Bombay est il aussi exotique que Kaboul? On se le demande... Imaginez une ville où, chaque midi, des coursiers (les Dabbawallahs, illettrés et incultes) viennent livrer aux employés de bureau, non pas d'infâmes sushis ou une immonde pizza.... mais le petit plat préparé par bobonne, dans des récipients qui se superposent comme les paniers à dim sun pour séparer le riz, la viande, la sauce, les galettes.
Des coursiers à mobylette collectent dans les quartiers les récipients dans leur housse protectrice, puis ceux ci sont dispatchés, prennent les transports en commun dans de larges plateaux avant d'être à nouveau confiés à un coursier local. Le tout dans un bordel généralisé. Service assuré, rappelez vous, par des gens qui ne savent pas lire, il est donc inutile d'inscrire le moindre nom ou adresse.... Eh bien, il n'y a jamais d'erreur! Une sur un million, comme le rappelle un livreur courroucé d'être soupçonné de négligence, les savants de Harvard sont venus examiner le système et l'ont approuvé!

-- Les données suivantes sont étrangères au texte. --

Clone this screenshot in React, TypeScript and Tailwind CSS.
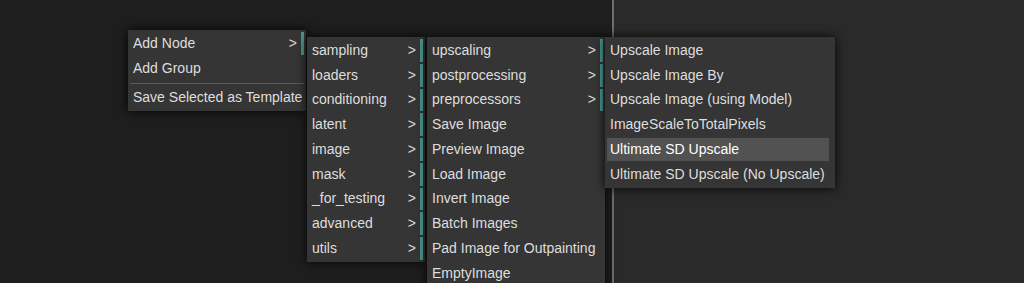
type Entry = {
  label?: string;
  submenu?: boolean;
  active?: boolean;
  separator?: boolean;
};

type MenuProps = {
  entries: Entry[];
  className: string;
};

function ContextMenu({ entries, className }: MenuProps) {
  return (
    <div
      className={`absolute flex flex-col bg-[#353535] px-[2px] py-[1px] shadow-[0_0_10px_rgba(0,0,0,0.9)] ${className}`}
    >
      {entries.map((entry, i) =>
        entry.separator ? (
          <div key={i} className="my-[2px] h-[1px] bg-[#5a5a5a]" />
        ) : (
          <div
            key={i}
            className={`my-[1px] flex h-[22.75px] items-center justify-between pl-[3px] whitespace-nowrap ${
              entry.active ? "mr-[4px] bg-[#525252] text-white" : "text-[#dedede]"
            } ${entry.submenu ? "border-r-[3px] border-[#4d9a94] pr-[4px]" : "pr-[6px]"}`}
          >
            <span>{entry.label}</span>
            {entry.submenu && <span className="text-[#d8d8d8]">&gt;</span>}
          </div>
        )
      )}
    </div>
  );
}

export default function App() {
  const root: Entry[] = [
    { label: "Add Node", submenu: true },
    { label: "Add Group" },
    { separator: true },
    { label: "Save Selected as Template" },
  ];

  const categories: Entry[] = [
    "sampling",
    "loaders",
    "conditioning",
    "latent",
    "image",
    "mask",
    "_for_testing",
    "advanced",
    "utils",
  ].map((label) => ({ label, submenu: true }));

  const imageNodes: Entry[] = [
    { label: "upscaling", submenu: true },
    { label: "postprocessing", submenu: true },
    { label: "preprocessors", submenu: true },
    { label: "Save Image" },
    { label: "Preview Image" },
    { label: "Load Image" },
    { label: "Invert Image" },
    { label: "Batch Images" },
    { label: "Pad Image for Outpainting" },
    { label: "EmptyImage" },
  ];

  const upscaling: Entry[] = [
    { label: "Upscale Image" },
    { label: "Upscale Image By" },
    { label: "Upscale Image (using Model)" },
    { label: "ImageScaleToTotalPixels" },
    { label: "Ultimate SD Upscale", active: true },
    { label: "Ultimate SD Upscale (No Upscale)" },
  ];

  return (
    <div className="relative flex h-[283px] w-[1024px] overflow-hidden font-['Liberation_Sans',Arial,sans-serif] text-[14px]">
      <div className="w-[612px] bg-[#1e1e1e]" />
      <div className="w-[2px] bg-[#6e6e6e]" />
      <div className="flex-1 bg-[#2a2a2a]" />

      <ContextMenu entries={root} className="left-[128px] top-[30px] w-[178px]" />
      <ContextMenu entries={categories} className="left-[307px] top-[37px] w-[118px]" />
      <ContextMenu entries={imageNodes} className="left-[427px] top-[37px] w-[178px]" />
      <ContextMenu entries={upscaling} className="left-[605px] top-[37px] w-[230px]" />
    </div>
  );
}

Donc, le film, c'est l'histoire de cette erreur.... sur un million. La lunchbox préparée amoureusement par Ila (Nimrat Kaur), femme au foyer délaissée par un mati indifférent qui ne lui adresse même plus la parole, atterrit sur le bureau de Sajaan (le très connu Irrfan Khan). Sajaan est un veuf grognon et solitaire; à la veille de prendre une retraite anticipée, il met une mauvaise volonté militante à former son successeur, Shaikh (Nawazuddin Siddiqui), il est vrai particulièrement collant et ballot....
Ila comprend, d'après la réaction de son mari, que la lunchbox s'est trompée de destinataire; elle met donc un petit mot, le jour suivant, qui va être le début d'une correspondance entre ces deux solitaires mal dans leur peau.... Jusqu'à se rencontrer? Sajaan ira au rendez vous, mais devant la jeunesse et la beauté de la jeune femme, se sentant bien vieux, il tournera les talons. Mais cette rencontre l'a changé: il devient ami avec Shaikh l'orphelin (lui aussi un solitaire à sa façon), allant jusqu'à devenir son témoin de mariage.
Le film du jeune Ritesh Batra est charmant, émouvant.... et très dépaysant. Elle fait un peu peur, cette ville, avec ses trains de banlieue vétustes et surchargés. Tellement vieillotte! Ainsi, dans le pays de l'informatique de pointe, les employés de bureau gribouillent sur des registres avec tout juste le soutien d'une calculette..... Un ordinateur? Où ça, un ordinateur.....
La magie du cinéma unit la même semaine Bombay et Kaboul. Deux villes qu'à priori tout oppose, et pourtant, pas tant que cela. La situation d'Ila, coincée dans sa vie traditionnelle, est elle vraiment beaucoup plus enviable? Réjouissons nous d'être européennes, les filles! N'en déplaise aux fanatiques de la commission Théodule désignée par Ayrault, (qui n'en rate pas une), et qui, on n'en croit pas nos oreilles, préconisent que la France "s'arabo-orientalise". Non merci! Très peu pour nous!